* _Goal of the exercise_: Copy all of the material exactly. Pictures are not to appear in the copy.

* _Data segment_:

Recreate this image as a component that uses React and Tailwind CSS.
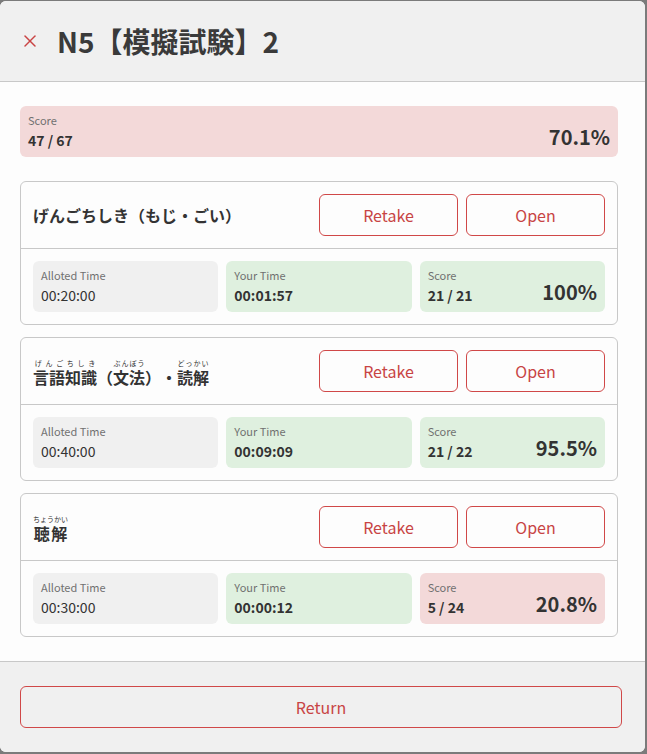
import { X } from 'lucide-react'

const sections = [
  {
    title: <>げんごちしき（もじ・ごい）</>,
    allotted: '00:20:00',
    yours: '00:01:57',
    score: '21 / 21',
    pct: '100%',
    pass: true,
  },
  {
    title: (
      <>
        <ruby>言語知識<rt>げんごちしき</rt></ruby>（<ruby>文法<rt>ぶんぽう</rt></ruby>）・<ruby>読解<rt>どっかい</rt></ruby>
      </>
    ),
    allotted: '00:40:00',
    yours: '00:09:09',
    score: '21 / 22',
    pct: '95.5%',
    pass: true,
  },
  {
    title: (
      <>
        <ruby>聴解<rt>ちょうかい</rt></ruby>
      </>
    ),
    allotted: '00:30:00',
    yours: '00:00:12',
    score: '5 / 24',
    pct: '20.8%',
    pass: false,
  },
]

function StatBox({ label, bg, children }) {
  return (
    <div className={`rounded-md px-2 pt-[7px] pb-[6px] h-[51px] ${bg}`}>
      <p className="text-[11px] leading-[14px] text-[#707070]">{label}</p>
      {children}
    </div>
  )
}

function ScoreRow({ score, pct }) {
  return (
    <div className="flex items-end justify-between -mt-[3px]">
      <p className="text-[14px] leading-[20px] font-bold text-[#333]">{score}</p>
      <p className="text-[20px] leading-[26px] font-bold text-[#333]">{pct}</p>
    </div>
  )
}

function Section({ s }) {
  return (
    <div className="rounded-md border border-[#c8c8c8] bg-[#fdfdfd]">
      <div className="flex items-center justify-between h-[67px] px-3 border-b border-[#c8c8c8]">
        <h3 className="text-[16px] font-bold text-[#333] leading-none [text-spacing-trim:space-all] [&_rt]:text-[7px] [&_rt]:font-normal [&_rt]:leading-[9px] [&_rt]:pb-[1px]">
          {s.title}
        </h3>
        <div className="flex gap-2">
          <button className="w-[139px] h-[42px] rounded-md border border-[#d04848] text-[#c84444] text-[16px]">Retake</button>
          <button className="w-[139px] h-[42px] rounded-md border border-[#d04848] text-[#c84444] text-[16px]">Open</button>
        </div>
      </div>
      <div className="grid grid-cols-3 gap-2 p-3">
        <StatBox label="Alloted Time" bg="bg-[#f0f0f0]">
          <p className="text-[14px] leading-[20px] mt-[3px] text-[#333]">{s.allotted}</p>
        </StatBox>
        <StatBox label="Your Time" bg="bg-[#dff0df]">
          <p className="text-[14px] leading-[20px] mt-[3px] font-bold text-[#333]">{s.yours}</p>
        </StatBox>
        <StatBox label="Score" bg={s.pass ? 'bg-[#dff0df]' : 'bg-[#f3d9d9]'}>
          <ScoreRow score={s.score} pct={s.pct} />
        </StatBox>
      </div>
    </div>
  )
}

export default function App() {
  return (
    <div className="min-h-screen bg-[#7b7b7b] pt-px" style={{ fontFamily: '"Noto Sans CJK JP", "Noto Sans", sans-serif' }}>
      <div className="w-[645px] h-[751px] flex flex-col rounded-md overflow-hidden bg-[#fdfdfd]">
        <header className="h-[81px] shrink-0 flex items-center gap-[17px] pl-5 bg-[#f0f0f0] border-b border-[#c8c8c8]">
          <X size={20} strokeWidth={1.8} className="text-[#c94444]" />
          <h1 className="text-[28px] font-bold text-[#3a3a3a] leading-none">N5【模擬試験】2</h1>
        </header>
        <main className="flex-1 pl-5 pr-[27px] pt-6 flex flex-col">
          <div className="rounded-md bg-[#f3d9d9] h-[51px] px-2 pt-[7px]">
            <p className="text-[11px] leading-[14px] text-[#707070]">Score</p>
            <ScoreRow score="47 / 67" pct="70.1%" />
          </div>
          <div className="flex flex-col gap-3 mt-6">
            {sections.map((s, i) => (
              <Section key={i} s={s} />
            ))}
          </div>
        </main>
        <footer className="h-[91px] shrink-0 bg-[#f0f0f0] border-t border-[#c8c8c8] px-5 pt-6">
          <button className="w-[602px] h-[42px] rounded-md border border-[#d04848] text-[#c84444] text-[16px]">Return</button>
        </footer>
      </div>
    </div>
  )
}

* _Written solution_:
Recreate this image as a component that uses React and Tailwind CSS.
import { X } from 'lucide-react'

const sections = [
  {
    title: <>げんごちしき（もじ・ごい）</>,
    allotted: '00:20:00',
    yours: '00:01:57',
    score: '21 / 21',
    pct: '100%',
    pass: true,
  },
  {
    title: (
      <>
        <ruby>言語知識<rt>げんごちしき</rt></ruby>（<ruby>文法<rt>ぶんぽう</rt></ruby>）・<ruby>読解<rt>どっかい</rt></ruby>
      </>
    ),
    allotted: '00:40:00',
    yours: '00:09:09',
    score: '21 / 22',
    pct: '95.5%',
    pass: true,
  },
  {
    title: (
      <>
        <ruby>聴解<rt>ちょうかい</rt></ruby>
      </>
    ),
    allotted: '00:30:00',
    yours: '00:00:12',
    score: '5 / 24',
    pct: '20.8%',
    pass: false,
  },
]

function StatBox({ label, bg, children }) {
  return (
    <div className={`rounded-md px-2 pt-[7px] pb-[6px] h-[51px] ${bg}`}>
      <p className="text-[11px] leading-[14px] text-[#707070]">{label}</p>
      {children}
    </div>
  )
}

function ScoreRow({ score, pct }) {
  return (
    <div className="flex items-end justify-between -mt-[3px]">
      <p className="text-[14px] leading-[20px] font-bold text-[#333]">{score}</p>
      <p className="text-[20px] leading-[26px] font-bold text-[#333]">{pct}</p>
    </div>
  )
}

function Section({ s }) {
  return (
    <div className="rounded-md border border-[#c8c8c8] bg-[#fdfdfd]">
      <div className="flex items-center justify-between h-[67px] px-3 border-b border-[#c8c8c8]">
        <h3 className="text-[16px] font-bold text-[#333] leading-none [text-spacing-trim:space-all] [&_rt]:text-[7px] [&_rt]:font-normal [&_rt]:leading-[9px] [&_rt]:pb-[1px]">
          {s.title}
        </h3>
        <div className="flex gap-2">
          <button className="w-[139px] h-[42px] rounded-md border border-[#d04848] text-[#c84444] text-[16px]">Retake</button>
          <button className="w-[139px] h-[42px] rounded-md border border-[#d04848] text-[#c84444] text-[16px]">Open</button>
        </div>
      </div>
      <div className="grid grid-cols-3 gap-2 p-3">
        <StatBox label="Alloted Time" bg="bg-[#f0f0f0]">
          <p className="text-[14px] leading-[20px] mt-[3px] text-[#333]">{s.allotted}</p>
        </StatBox>
        <StatBox label="Your Time" bg="bg-[#dff0df]">
          <p className="text-[14px] leading-[20px] mt-[3px] font-bold text-[#333]">{s.yours}</p>
        </StatBox>
        <StatBox label="Score" bg={s.pass ? 'bg-[#dff0df]' : 'bg-[#f3d9d9]'}>
          <ScoreRow score={s.score} pct={s.pct} />
        </StatBox>
      </div>
    </div>
  )
}

export default function App() {
  return (
    <div className="min-h-screen bg-[#7b7b7b] pt-px" style={{ fontFamily: '"Noto Sans CJK JP", "Noto Sans", sans-serif' }}>
      <div className="w-[645px] h-[751px] flex flex-col rounded-md overflow-hidden bg-[#fdfdfd]">
        <header className="h-[81px] shrink-0 flex items-center gap-[17px] pl-5 bg-[#f0f0f0] border-b border-[#c8c8c8]">
          <X size={20} strokeWidth={1.8} className="text-[#c94444]" />
          <h1 className="text-[28px] font-bold text-[#3a3a3a] leading-none">N5【模擬試験】2</h1>
        </header>
        <main className="flex-1 pl-5 pr-[27px] pt-6 flex flex-col">
          <div className="rounded-md bg-[#f3d9d9] h-[51px] px-2 pt-[7px]">
            <p className="text-[11px] leading-[14px] text-[#707070]">Score</p>
            <ScoreRow score="47 / 67" pct="70.1%" />
          </div>
          <div className="flex flex-col gap-3 mt-6">
            {sections.map((s, i) => (
              <Section key={i} s={s} />
            ))}
          </div>
        </main>
        <footer className="h-[91px] shrink-0 bg-[#f0f0f0] border-t border-[#c8c8c8] px-5 pt-6">
          <button className="w-[602px] h-[42px] rounded-md border border-[#d04848] text-[#c84444] text-[16px]">Return</button>
        </footer>
      </div>
    </div>
  )
}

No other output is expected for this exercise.